Yes, using sticky residential sessions. But sticky sessions rotate after a set duration (up to 24 hours), meaning the account’s IP changes periodically. Platforms tracking IP consistency across logins may flag this. ISP proxies eliminate the risk by assigning the same IP address permanently to each account.
Do ISP proxies work with anti-detect browsers like GoLogin and Multilogin?
ISP proxies support HTTP(S) and SOCKS5 protocols, integrating with GoLogin, Multilogin, AdsPower, Dolphin Anty, and any browser accepting standard proxy configuration. Each browser profile maps to one ISP proxy IP and one account for complete isolation.
How long should I warm up an account before switching to an ISP proxy?
Most practitioners run a 7-14-day warm-up with residential proxies before transitioning to a dedicated ISP proxy for daily operation. During warm-up, gradually increase engagement (follows, likes, content views) to build trust before introducing the permanent static IP.

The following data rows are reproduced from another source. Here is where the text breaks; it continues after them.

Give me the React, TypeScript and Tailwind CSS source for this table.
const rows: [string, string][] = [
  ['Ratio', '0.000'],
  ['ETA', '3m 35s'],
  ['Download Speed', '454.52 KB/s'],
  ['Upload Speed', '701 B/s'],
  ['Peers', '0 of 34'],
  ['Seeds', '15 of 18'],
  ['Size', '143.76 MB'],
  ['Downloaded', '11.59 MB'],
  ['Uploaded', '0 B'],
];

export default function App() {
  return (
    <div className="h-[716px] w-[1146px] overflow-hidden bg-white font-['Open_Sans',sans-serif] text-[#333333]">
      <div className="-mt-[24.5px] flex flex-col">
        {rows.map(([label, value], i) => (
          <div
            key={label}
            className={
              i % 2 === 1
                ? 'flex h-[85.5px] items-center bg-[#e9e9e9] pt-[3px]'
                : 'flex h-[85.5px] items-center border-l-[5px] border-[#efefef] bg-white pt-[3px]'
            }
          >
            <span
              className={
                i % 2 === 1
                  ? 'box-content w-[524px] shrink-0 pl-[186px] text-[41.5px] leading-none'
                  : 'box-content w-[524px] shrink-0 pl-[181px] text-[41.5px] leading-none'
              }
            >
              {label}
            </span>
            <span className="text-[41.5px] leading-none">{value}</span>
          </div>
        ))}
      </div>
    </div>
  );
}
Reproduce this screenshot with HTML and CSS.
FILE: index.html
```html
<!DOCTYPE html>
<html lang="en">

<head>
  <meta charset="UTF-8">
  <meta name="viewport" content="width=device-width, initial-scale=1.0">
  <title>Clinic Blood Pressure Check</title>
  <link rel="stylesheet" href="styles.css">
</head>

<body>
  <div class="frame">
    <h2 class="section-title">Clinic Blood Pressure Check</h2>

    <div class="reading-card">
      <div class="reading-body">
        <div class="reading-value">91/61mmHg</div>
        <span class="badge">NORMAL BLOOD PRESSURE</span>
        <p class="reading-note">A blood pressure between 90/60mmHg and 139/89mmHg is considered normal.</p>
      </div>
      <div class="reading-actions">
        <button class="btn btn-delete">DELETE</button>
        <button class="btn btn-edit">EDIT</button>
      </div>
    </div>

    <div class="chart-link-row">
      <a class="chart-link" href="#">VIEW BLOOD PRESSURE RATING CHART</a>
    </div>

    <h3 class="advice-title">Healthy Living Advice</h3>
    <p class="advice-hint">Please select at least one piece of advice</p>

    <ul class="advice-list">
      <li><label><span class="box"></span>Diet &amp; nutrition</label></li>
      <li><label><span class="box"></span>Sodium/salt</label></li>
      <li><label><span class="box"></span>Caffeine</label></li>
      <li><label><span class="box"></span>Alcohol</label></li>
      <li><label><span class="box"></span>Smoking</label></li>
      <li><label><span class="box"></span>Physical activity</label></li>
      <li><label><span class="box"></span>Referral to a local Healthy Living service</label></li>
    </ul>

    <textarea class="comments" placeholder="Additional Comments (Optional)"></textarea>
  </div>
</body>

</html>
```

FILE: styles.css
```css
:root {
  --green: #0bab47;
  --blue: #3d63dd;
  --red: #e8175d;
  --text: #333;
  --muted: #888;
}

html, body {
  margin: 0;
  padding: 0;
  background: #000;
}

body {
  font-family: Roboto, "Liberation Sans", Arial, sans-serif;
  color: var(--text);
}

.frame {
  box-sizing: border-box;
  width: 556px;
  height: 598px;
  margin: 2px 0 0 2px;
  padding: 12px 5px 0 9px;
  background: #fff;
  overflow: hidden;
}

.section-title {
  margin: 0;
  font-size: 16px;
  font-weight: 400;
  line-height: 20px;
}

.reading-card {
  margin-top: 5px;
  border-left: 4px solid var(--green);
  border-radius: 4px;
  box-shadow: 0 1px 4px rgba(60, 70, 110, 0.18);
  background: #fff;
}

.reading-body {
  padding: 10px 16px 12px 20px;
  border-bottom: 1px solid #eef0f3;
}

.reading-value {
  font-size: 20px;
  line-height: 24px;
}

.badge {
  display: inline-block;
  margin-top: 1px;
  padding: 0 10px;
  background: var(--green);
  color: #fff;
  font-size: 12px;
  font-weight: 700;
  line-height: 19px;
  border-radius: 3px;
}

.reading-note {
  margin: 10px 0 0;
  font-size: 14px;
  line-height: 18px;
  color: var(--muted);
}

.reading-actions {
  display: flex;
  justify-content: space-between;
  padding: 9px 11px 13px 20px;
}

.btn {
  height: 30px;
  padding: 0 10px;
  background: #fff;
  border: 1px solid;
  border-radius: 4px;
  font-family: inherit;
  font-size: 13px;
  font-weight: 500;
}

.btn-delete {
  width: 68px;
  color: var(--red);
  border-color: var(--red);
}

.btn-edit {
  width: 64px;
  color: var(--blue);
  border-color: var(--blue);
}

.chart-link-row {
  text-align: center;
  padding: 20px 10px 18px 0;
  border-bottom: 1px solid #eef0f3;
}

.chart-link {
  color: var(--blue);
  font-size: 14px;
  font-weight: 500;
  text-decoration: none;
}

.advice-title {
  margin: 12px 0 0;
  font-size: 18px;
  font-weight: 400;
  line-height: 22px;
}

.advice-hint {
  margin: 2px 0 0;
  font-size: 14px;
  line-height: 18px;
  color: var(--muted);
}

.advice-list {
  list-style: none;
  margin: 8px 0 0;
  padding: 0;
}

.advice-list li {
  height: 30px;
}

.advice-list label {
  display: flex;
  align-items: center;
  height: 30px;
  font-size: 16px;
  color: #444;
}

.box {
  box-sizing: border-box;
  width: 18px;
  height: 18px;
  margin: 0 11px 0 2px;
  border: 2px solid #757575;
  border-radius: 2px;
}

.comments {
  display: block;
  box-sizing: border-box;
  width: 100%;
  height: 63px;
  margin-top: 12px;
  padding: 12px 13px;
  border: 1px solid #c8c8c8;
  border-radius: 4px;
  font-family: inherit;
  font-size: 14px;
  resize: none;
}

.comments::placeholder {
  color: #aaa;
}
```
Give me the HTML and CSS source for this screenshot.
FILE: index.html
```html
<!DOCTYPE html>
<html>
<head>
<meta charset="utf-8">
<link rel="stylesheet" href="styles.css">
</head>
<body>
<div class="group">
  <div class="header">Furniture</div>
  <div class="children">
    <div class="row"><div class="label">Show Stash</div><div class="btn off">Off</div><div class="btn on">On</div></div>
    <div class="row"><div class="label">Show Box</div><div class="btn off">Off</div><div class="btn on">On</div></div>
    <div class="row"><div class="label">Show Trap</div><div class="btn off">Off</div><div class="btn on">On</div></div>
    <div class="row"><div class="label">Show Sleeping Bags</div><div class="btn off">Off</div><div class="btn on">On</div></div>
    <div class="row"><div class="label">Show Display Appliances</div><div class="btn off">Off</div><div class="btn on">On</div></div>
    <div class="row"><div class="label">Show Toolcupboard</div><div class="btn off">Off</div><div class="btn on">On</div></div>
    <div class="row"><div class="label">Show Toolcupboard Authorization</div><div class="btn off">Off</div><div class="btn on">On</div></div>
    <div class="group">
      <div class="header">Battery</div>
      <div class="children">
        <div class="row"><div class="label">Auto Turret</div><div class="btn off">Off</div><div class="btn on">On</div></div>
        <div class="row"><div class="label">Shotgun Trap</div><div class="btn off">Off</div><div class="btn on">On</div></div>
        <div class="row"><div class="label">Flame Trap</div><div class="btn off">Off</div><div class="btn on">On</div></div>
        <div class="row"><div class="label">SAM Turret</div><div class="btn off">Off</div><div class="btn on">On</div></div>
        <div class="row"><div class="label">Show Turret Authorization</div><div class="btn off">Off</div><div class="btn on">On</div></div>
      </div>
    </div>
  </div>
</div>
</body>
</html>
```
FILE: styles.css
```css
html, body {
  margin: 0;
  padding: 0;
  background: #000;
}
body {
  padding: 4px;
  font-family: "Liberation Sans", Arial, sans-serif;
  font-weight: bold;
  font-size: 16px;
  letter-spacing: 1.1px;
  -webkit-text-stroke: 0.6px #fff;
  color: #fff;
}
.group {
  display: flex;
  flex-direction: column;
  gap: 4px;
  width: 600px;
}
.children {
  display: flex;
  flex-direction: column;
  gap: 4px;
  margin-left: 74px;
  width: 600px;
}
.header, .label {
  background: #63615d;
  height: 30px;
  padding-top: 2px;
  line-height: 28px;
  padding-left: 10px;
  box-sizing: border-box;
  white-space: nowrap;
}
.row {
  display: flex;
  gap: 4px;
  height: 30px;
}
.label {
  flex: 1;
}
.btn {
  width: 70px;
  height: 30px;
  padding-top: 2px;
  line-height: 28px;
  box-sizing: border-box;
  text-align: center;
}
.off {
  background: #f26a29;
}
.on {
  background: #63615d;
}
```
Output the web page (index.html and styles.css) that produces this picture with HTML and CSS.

What happens if my ISP proxy IP gets flagged?
Replace it with a fresh IP and reassign to the affected account. Do not reuse a flagged IP for any other account. Quality ISP proxy pools rotate stock regularly to maintain clean reputations.
Can I run accounts on multiple platforms from the same ISP proxy IP?
Only if the platforms share no detection data and the accounts represent the same identity. In practice, assign separate ISP IPs per platform per identity to minimize cross-platform linking risk.